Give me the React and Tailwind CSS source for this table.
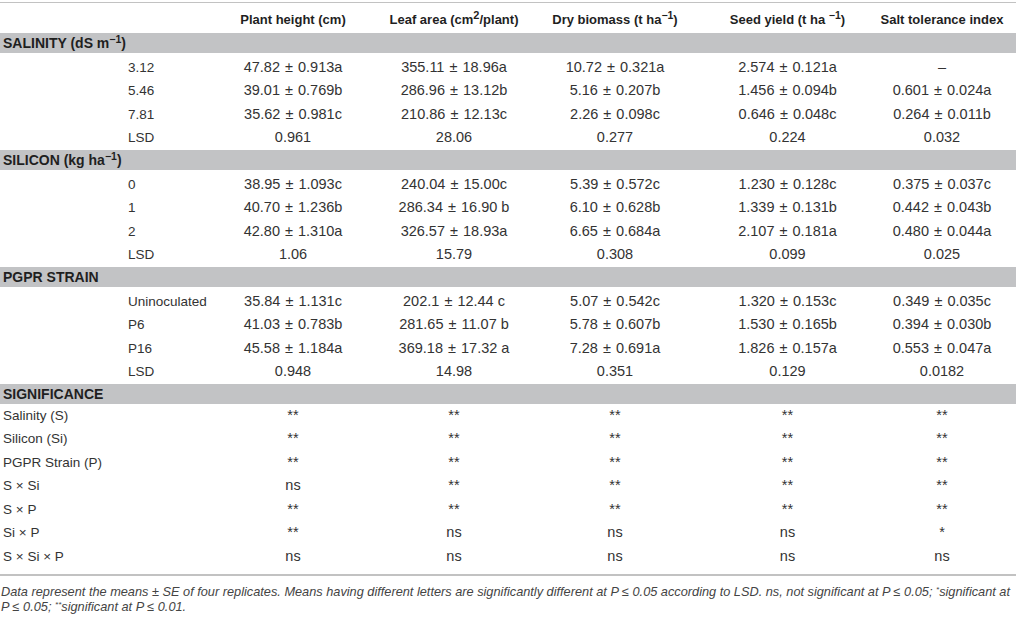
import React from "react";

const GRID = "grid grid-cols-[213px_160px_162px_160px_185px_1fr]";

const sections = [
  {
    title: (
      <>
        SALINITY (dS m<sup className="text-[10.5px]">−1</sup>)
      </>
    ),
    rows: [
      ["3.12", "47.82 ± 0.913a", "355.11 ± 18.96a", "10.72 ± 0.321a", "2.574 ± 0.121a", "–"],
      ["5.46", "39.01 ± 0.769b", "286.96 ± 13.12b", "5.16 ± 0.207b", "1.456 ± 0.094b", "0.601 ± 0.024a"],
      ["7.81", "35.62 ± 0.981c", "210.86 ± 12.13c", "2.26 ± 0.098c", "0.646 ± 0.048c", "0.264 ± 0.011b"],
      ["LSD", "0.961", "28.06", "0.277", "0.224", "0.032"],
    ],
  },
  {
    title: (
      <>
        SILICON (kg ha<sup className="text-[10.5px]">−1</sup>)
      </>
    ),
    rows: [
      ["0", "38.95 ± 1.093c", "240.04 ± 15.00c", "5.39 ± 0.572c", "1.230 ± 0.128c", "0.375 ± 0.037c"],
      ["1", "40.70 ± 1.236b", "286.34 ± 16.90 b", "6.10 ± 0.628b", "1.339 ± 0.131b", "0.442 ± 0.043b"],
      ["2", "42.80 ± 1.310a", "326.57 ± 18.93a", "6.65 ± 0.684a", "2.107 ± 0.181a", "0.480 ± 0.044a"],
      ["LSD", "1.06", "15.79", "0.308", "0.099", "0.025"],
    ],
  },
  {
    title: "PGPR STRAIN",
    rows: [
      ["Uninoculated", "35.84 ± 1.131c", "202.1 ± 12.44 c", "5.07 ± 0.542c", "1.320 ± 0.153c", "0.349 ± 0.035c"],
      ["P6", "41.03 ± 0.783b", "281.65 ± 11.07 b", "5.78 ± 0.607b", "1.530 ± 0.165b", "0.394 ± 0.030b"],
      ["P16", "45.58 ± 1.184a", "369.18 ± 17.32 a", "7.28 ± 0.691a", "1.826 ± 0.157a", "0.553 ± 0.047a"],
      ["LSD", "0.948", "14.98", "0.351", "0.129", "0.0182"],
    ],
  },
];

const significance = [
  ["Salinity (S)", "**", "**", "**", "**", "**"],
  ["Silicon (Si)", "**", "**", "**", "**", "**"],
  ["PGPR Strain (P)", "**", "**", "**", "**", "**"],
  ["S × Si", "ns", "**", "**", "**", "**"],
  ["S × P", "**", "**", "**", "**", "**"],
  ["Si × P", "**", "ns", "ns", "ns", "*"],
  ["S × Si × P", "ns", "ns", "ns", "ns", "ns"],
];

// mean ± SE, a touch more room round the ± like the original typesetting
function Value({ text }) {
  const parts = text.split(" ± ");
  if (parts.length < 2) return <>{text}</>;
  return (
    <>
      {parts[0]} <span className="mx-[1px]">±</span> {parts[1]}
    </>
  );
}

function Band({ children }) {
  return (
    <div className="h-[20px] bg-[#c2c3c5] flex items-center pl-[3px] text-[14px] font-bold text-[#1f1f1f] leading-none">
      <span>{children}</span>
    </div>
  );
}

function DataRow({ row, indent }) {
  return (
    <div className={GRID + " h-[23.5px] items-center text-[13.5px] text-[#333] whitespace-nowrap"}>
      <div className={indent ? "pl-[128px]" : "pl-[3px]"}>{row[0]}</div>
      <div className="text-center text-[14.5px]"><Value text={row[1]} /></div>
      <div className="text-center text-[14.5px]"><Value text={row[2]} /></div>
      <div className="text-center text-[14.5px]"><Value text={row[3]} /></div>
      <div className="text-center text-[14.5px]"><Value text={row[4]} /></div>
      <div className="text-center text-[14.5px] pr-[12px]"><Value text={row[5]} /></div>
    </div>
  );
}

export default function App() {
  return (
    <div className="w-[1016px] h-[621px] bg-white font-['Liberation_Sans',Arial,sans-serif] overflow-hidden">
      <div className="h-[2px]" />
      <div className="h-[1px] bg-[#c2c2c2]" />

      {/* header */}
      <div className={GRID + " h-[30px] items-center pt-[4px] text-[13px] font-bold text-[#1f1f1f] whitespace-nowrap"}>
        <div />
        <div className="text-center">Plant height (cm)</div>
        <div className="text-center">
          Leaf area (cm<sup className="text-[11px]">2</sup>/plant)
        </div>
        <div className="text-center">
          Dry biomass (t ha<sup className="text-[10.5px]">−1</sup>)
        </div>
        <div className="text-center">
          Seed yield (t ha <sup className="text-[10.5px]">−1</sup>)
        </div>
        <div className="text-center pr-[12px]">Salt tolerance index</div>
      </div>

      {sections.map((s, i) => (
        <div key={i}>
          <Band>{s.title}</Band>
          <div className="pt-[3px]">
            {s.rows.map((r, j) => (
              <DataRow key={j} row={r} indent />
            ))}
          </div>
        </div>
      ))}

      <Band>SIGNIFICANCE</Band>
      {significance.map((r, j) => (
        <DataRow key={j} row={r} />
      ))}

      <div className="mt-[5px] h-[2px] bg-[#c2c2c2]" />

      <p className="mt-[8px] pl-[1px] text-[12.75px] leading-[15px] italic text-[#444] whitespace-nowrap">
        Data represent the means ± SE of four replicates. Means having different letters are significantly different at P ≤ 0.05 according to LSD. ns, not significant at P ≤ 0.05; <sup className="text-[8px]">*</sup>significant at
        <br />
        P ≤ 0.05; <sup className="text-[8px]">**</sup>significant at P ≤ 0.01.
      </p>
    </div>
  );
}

☆ ☆ ☆

> [Short exercise]: Copy out every line of the material above exactly, skipping the pictures.

> [Response to the task]:
Give me the React and Tailwind CSS source for this table.
import React from "react";

const GRID = "grid grid-cols-[213px_160px_162px_160px_185px_1fr]";

const sections = [
  {
    title: (
      <>
        SALINITY (dS m<sup className="text-[10.5px]">−1</sup>)
      </>
    ),
    rows: [
      ["3.12", "47.82 ± 0.913a", "355.11 ± 18.96a", "10.72 ± 0.321a", "2.574 ± 0.121a", "–"],
      ["5.46", "39.01 ± 0.769b", "286.96 ± 13.12b", "5.16 ± 0.207b", "1.456 ± 0.094b", "0.601 ± 0.024a"],
      ["7.81", "35.62 ± 0.981c", "210.86 ± 12.13c", "2.26 ± 0.098c", "0.646 ± 0.048c", "0.264 ± 0.011b"],
      ["LSD", "0.961", "28.06", "0.277", "0.224", "0.032"],
    ],
  },
  {
    title: (
      <>
        SILICON (kg ha<sup className="text-[10.5px]">−1</sup>)
      </>
    ),
    rows: [
      ["0", "38.95 ± 1.093c", "240.04 ± 15.00c", "5.39 ± 0.572c", "1.230 ± 0.128c", "0.375 ± 0.037c"],
      ["1", "40.70 ± 1.236b", "286.34 ± 16.90 b", "6.10 ± 0.628b", "1.339 ± 0.131b", "0.442 ± 0.043b"],
      ["2", "42.80 ± 1.310a", "326.57 ± 18.93a", "6.65 ± 0.684a", "2.107 ± 0.181a", "0.480 ± 0.044a"],
      ["LSD", "1.06", "15.79", "0.308", "0.099", "0.025"],
    ],
  },
  {
    title: "PGPR STRAIN",
    rows: [
      ["Uninoculated", "35.84 ± 1.131c", "202.1 ± 12.44 c", "5.07 ± 0.542c", "1.320 ± 0.153c", "0.349 ± 0.035c"],
      ["P6", "41.03 ± 0.783b", "281.65 ± 11.07 b", "5.78 ± 0.607b", "1.530 ± 0.165b", "0.394 ± 0.030b"],
      ["P16", "45.58 ± 1.184a", "369.18 ± 17.32 a", "7.28 ± 0.691a", "1.826 ± 0.157a", "0.553 ± 0.047a"],
      ["LSD", "0.948", "14.98", "0.351", "0.129", "0.0182"],
    ],
  },
];

const significance = [
  ["Salinity (S)", "**", "**", "**", "**", "**"],
  ["Silicon (Si)", "**", "**", "**", "**", "**"],
  ["PGPR Strain (P)", "**", "**", "**", "**", "**"],
  ["S × Si", "ns", "**", "**", "**", "**"],
  ["S × P", "**", "**", "**", "**", "**"],
  ["Si × P", "**", "ns", "ns", "ns", "*"],
  ["S × Si × P", "ns", "ns", "ns", "ns", "ns"],
];

// mean ± SE, a touch more room round the ± like the original typesetting
function Value({ text }) {
  const parts = text.split(" ± ");
  if (parts.length < 2) return <>{text}</>;
  return (
    <>
      {parts[0]} <span className="mx-[1px]">±</span> {parts[1]}
    </>
  );
}

function Band({ children }) {
  return (
    <div className="h-[20px] bg-[#c2c3c5] flex items-center pl-[3px] text-[14px] font-bold text-[#1f1f1f] leading-none">
      <span>{children}</span>
    </div>
  );
}

function DataRow({ row, indent }) {
  return (
    <div className={GRID + " h-[23.5px] items-center text-[13.5px] text-[#333] whitespace-nowrap"}>
      <div className={indent ? "pl-[128px]" : "pl-[3px]"}>{row[0]}</div>
      <div className="text-center text-[14.5px]"><Value text={row[1]} /></div>
      <div className="text-center text-[14.5px]"><Value text={row[2]} /></div>
      <div className="text-center text-[14.5px]"><Value text={row[3]} /></div>
      <div className="text-center text-[14.5px]"><Value text={row[4]} /></div>
      <div className="text-center text-[14.5px] pr-[12px]"><Value text={row[5]} /></div>
    </div>
  );
}

export default function App() {
  return (
    <div className="w-[1016px] h-[621px] bg-white font-['Liberation_Sans',Arial,sans-serif] overflow-hidden">
      <div className="h-[2px]" />
      <div className="h-[1px] bg-[#c2c2c2]" />

      {/* header */}
      <div className={GRID + " h-[30px] items-center pt-[4px] text-[13px] font-bold text-[#1f1f1f] whitespace-nowrap"}>
        <div />
        <div className="text-center">Plant height (cm)</div>
        <div className="text-center">
          Leaf area (cm<sup className="text-[11px]">2</sup>/plant)
        </div>
        <div className="text-center">
          Dry biomass (t ha<sup className="text-[10.5px]">−1</sup>)
        </div>
        <div className="text-center">
          Seed yield (t ha <sup className="text-[10.5px]">−1</sup>)
        </div>
        <div className="text-center pr-[12px]">Salt tolerance index</div>
      </div>

      {sections.map((s, i) => (
        <div key={i}>
          <Band>{s.title}</Band>
          <div className="pt-[3px]">
            {s.rows.map((r, j) => (
              <DataRow key={j} row={r} indent />
            ))}
          </div>
        </div>
      ))}

      <Band>SIGNIFICANCE</Band>
      {significance.map((r, j) => (
        <DataRow key={j} row={r} />
      ))}

      <div className="mt-[5px] h-[2px] bg-[#c2c2c2]" />

      <p className="mt-[8px] pl-[1px] text-[12.75px] leading-[15px] italic text-[#444] whitespace-nowrap">
        Data represent the means ± SE of four replicates. Means having different letters are significantly different at P ≤ 0.05 according to LSD. ns, not significant at P ≤ 0.05; <sup className="text-[8px]">*</sup>significant at
        <br />
        P ≤ 0.05; <sup className="text-[8px]">**</sup>significant at P ≤ 0.01.
      </p>
    </div>
  );
}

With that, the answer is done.